Okay, I have to comment on this one. While this is an interesting article with good points, it isn't interesting that a man is talking about what is wrong with feminism. Men have been doing that from the beginning. Secondly, there has been the third wave of feminism for over a decade now, which admittedly doesn't address the issues he is talking about, is approaching feminism a bit differently. Also, men do not have to fear that there will be laws governing what medical procedures they can choose. Reproductive rights is still an issue for women and is an indicator that the woman's perspective is minimized by some camps. To deny this and to say the feminism movement is just a victim mentality minimizes real issues for women.

To throw in sex change operations into the mix was disturbing for me. That is a different issue altogether and is a very personal decision that doesn't really relate to the point he is trying to make. I have worked with transgendered individuals and to toss it into the mix is confusing for me and demonstrates some ignorance on Farrell's part.
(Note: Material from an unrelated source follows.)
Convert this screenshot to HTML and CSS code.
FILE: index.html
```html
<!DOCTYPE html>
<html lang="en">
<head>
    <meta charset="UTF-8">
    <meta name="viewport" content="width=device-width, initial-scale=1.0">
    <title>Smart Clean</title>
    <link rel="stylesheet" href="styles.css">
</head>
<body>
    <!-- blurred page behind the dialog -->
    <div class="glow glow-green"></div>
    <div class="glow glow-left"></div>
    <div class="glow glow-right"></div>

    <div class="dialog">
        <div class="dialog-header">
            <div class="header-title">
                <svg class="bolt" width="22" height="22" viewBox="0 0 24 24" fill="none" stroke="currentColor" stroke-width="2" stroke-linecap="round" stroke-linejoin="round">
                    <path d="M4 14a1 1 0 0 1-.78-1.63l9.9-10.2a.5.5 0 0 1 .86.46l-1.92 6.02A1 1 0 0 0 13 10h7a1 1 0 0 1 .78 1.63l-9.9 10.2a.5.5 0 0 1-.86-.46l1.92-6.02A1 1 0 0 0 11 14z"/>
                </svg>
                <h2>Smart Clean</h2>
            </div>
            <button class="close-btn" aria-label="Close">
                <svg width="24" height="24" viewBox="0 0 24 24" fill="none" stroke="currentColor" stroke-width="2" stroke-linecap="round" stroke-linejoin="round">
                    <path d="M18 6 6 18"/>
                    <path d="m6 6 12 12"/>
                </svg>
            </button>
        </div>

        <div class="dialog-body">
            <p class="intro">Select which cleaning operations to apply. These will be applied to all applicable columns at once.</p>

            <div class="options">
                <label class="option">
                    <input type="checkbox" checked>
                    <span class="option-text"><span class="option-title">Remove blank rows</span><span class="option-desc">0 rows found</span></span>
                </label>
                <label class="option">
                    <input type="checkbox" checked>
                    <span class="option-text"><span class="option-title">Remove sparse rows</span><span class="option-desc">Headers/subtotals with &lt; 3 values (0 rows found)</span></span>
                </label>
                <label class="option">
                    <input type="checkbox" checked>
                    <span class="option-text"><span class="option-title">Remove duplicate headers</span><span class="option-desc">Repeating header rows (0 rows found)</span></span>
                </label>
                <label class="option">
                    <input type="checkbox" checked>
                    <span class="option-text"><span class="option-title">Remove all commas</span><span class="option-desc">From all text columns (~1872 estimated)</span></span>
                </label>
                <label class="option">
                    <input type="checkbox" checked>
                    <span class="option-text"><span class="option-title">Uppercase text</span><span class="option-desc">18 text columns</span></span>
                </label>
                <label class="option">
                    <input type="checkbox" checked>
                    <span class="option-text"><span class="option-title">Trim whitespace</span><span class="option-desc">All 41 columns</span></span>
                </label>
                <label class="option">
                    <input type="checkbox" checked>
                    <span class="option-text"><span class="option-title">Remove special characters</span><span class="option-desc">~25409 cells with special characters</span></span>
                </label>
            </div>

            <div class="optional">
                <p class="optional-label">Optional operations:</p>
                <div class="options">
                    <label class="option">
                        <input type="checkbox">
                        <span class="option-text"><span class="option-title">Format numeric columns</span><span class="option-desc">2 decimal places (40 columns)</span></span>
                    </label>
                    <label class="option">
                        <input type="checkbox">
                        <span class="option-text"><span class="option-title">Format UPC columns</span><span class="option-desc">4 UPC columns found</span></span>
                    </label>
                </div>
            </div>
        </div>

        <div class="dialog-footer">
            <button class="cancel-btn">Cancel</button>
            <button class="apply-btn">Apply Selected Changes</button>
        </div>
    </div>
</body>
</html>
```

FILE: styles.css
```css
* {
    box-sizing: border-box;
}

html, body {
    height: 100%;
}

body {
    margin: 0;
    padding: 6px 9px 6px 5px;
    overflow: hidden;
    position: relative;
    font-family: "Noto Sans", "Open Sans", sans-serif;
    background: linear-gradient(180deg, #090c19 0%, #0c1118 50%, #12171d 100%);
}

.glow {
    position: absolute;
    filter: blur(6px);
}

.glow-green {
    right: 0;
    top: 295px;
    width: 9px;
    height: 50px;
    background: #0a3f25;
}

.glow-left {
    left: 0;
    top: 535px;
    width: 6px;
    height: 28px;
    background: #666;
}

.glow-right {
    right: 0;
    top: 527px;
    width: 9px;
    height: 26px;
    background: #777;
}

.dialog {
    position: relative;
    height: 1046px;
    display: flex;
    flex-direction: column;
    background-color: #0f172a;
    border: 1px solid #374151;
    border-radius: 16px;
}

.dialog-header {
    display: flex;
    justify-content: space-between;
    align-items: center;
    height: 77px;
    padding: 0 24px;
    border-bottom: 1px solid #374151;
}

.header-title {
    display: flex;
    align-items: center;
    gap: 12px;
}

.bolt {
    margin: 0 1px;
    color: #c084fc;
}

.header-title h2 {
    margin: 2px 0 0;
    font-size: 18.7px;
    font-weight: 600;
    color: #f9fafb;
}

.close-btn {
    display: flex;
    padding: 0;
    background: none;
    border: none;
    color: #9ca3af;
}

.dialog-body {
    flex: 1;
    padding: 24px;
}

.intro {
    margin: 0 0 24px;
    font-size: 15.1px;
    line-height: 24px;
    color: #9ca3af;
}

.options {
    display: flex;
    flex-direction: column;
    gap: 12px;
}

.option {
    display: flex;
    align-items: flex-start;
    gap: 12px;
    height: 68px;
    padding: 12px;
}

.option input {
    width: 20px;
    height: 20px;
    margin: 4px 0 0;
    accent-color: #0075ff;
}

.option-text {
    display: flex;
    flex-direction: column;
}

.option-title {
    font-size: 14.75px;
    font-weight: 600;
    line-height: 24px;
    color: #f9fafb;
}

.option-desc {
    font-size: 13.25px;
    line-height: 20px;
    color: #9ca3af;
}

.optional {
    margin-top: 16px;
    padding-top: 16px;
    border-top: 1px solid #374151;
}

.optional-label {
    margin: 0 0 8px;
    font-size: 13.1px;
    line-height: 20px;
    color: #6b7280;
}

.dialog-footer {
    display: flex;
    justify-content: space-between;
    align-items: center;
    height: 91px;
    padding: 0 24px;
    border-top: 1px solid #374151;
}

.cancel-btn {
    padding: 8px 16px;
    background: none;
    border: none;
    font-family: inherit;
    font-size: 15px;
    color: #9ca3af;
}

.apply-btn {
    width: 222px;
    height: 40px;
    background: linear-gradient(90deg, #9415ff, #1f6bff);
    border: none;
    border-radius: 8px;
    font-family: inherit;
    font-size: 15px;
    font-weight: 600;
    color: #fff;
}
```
That said I agree with several of his points. I see our limited view of gender as a culture as the main problem. I do not think that the masculinization of women as an inherently bad thing nor the feminization of men. I grew up with a more masculine view of what feminine means, not because my parents were into women's lib, but because they didn't see my gender as something getting in the way. I did not grow up with many of the issues many women of my generation did, I did not grow up with the victim mentality around my gender, however I still experienced the power differentials (in the workplace and in terms of my reproductive freedoms).

I disagree that the historical inequities somehow justify the outcome. Talking about agrarian and tribal communities and thus saying that women agreed not to have a vote or had a choice in it doesn't make sense to me. I agree that this fact of history is regrettably forgotten. I also think that the first wave of feminism and into the second, perhaps even post feminism, can minimize traditional feminine roles, which I do not find as beneficial for anyone. But he forgets that in ancient/tribal cultures women are respected and had many rights which were stripped as modern society were developed. Even in Sparta women had much power because they had to. As modern culture developed women's roles were undervalued not by our (women's) choice. To forget this fact is a huge oversight. (Although I didn't read the rest of his article).

Sometimes I think that the arguments/debates are circular and never ending, then when I tire of it I think that people just think too much. :) I don't know if any of this made sense, but those are some thoughts.